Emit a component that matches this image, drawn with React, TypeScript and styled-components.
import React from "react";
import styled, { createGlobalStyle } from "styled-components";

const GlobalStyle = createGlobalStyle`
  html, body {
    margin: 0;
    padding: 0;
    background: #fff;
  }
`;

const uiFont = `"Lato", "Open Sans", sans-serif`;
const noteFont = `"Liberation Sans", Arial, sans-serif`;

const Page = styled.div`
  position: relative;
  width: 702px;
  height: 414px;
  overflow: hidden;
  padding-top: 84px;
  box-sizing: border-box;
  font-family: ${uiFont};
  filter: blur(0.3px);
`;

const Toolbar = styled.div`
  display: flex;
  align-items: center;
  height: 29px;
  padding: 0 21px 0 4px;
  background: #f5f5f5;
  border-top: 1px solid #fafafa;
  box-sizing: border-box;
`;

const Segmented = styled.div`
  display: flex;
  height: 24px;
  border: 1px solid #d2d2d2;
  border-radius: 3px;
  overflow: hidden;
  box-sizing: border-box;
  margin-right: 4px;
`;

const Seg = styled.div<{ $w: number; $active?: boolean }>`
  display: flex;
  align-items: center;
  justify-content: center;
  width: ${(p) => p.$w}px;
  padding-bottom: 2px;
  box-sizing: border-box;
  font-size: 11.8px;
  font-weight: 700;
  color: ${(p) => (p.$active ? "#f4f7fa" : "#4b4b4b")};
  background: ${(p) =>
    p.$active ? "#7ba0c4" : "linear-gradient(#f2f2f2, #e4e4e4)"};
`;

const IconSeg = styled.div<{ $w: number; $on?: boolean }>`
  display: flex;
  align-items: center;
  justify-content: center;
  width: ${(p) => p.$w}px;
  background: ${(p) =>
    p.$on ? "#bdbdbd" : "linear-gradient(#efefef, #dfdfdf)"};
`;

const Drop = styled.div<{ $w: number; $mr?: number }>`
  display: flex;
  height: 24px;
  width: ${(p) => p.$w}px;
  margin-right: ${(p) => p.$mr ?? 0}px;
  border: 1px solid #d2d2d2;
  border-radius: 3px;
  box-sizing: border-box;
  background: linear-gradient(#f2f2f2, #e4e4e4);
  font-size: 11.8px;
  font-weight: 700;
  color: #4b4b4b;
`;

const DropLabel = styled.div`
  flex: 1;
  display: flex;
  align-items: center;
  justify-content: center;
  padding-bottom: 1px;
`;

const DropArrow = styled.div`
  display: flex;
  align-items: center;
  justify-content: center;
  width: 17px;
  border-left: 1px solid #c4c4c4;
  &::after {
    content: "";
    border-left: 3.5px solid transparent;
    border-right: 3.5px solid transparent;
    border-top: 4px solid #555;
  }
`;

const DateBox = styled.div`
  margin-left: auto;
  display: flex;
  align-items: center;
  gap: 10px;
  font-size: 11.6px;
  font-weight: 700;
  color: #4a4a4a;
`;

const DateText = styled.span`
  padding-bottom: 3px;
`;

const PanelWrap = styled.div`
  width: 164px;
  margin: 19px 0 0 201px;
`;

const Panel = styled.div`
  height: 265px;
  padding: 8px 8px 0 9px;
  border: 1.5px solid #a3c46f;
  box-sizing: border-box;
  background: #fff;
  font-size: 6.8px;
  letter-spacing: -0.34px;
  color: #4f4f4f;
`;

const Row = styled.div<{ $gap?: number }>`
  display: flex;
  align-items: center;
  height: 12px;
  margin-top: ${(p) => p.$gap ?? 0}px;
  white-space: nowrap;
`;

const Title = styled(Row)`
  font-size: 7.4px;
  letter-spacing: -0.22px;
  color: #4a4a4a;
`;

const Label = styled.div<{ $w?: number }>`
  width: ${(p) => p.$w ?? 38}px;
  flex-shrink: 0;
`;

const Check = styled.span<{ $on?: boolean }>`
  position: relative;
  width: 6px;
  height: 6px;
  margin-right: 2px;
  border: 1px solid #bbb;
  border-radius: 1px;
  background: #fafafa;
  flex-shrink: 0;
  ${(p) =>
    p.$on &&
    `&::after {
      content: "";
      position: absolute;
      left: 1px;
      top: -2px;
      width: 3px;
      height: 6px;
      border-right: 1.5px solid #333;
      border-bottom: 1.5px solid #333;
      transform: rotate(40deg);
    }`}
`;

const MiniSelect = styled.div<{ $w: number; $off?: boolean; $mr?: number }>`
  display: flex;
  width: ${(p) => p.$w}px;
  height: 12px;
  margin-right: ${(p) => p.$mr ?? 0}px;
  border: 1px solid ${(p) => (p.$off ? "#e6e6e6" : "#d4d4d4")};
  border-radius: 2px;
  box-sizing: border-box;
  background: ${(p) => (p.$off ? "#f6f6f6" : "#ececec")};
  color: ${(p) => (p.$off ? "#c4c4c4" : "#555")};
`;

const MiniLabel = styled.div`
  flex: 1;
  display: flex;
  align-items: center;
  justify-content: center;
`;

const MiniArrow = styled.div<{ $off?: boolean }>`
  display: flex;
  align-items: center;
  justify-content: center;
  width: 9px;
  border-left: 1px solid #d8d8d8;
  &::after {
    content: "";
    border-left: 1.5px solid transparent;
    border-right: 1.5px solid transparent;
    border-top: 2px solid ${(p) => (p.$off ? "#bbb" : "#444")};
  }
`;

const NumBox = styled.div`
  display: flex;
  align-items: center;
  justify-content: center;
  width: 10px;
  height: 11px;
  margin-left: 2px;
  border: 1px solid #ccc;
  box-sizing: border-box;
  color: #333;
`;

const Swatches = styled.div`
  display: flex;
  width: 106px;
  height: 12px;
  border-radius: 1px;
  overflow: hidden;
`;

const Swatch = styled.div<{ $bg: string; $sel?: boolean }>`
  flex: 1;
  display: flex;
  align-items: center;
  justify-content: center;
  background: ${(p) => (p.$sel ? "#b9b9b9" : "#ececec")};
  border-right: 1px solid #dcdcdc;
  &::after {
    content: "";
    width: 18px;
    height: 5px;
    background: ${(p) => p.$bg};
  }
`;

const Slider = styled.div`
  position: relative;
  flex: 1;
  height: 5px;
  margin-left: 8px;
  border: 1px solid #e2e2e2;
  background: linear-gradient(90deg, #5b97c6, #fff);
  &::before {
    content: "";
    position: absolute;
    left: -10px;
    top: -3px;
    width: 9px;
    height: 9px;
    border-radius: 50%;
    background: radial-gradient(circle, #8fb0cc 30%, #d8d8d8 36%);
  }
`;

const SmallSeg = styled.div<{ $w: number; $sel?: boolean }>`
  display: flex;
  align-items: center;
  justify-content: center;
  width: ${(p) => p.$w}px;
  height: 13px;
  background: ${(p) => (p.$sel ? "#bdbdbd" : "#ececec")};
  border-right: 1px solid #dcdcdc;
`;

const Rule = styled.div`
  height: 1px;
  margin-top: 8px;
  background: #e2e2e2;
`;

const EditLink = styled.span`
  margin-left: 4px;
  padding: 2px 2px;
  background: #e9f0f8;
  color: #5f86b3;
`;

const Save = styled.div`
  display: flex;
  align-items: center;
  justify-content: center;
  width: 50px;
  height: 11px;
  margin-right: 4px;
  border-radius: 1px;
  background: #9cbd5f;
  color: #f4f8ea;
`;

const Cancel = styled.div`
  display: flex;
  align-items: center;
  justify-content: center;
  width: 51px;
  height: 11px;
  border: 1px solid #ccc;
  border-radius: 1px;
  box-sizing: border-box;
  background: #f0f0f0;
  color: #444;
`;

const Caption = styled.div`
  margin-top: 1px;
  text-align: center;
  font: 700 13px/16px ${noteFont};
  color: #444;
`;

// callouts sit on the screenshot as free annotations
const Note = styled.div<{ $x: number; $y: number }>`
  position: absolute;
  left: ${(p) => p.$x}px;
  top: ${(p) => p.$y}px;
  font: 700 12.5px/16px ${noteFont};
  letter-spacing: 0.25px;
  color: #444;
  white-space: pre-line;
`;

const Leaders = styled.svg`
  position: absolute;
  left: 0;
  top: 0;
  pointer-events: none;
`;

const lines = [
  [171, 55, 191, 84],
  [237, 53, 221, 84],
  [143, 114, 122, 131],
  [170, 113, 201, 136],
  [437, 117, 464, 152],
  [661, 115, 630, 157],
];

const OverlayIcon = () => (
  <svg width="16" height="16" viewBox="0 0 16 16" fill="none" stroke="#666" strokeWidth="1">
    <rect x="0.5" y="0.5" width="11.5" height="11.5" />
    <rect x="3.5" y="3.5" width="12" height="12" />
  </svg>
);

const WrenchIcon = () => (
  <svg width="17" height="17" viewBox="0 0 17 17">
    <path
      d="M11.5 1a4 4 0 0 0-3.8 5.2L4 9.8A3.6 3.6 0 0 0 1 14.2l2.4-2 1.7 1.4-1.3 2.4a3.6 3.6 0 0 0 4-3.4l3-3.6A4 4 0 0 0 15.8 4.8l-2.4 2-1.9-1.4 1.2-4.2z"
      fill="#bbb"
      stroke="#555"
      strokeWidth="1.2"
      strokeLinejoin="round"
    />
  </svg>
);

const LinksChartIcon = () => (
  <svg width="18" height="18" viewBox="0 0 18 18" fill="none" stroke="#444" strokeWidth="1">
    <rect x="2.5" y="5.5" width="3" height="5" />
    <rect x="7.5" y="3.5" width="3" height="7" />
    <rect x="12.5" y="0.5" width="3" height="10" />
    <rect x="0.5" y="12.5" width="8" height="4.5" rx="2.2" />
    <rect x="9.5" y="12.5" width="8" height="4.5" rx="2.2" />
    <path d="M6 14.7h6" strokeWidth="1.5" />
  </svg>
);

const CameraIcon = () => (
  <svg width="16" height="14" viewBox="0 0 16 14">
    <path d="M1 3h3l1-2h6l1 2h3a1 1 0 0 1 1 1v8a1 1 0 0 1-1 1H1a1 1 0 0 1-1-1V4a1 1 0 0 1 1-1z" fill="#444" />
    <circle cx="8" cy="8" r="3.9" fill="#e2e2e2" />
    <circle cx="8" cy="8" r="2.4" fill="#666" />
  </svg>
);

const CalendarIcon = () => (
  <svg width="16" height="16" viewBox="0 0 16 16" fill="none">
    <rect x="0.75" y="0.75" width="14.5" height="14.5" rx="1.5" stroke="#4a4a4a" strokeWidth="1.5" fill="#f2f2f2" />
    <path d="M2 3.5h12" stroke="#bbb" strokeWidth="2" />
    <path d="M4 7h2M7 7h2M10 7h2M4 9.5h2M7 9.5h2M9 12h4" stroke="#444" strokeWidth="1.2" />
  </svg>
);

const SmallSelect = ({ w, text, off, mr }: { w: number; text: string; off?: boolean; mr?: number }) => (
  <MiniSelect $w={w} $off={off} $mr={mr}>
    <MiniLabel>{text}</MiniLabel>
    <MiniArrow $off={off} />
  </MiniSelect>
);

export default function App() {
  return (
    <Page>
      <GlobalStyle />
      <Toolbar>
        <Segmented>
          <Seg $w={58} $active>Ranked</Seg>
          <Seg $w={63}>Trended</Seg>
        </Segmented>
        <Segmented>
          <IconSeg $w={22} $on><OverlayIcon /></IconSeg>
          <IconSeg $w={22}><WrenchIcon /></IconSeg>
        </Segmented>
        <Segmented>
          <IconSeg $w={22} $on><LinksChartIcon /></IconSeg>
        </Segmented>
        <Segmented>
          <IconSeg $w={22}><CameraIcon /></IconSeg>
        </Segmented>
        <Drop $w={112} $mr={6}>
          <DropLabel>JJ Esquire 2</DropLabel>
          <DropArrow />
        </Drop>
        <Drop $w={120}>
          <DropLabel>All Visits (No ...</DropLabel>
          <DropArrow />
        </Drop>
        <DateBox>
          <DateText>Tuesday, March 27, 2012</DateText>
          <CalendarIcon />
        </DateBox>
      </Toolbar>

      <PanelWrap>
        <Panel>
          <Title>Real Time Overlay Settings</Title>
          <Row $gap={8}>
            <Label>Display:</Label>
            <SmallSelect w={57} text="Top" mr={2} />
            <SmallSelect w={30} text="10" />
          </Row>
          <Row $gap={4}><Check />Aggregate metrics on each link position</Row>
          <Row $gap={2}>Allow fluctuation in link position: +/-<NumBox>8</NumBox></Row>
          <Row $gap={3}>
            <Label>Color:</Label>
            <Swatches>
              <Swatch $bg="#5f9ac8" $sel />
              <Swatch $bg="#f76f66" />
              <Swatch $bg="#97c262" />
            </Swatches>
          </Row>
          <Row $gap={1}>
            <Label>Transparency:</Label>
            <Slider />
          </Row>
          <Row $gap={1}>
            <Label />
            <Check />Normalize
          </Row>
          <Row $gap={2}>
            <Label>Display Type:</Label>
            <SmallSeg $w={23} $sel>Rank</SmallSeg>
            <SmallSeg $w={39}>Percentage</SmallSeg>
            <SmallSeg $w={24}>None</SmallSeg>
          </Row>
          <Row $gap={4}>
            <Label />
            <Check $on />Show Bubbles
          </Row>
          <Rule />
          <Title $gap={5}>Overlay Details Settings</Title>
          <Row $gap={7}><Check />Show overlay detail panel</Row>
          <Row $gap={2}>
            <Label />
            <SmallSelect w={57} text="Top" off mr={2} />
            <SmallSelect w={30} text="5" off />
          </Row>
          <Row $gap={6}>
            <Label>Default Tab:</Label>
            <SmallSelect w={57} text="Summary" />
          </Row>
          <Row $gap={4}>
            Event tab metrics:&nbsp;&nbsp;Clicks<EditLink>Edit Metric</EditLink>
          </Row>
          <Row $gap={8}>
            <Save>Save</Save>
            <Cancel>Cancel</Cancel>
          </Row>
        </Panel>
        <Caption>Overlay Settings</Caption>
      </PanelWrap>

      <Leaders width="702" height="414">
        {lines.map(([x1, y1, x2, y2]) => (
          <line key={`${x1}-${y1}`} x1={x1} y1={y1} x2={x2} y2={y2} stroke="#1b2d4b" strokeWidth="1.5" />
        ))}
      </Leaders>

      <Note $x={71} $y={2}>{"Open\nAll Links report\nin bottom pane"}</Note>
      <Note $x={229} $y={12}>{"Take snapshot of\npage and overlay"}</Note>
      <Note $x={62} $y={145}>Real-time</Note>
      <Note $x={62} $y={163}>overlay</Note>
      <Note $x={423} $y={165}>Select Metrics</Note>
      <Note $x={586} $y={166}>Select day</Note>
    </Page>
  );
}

## What the exercise asks:
Gather each line in the data that holds the string "React".

## Exercise response:
Emit a component that matches this image, drawn with React, TypeScript and styled-components.
import React from "react";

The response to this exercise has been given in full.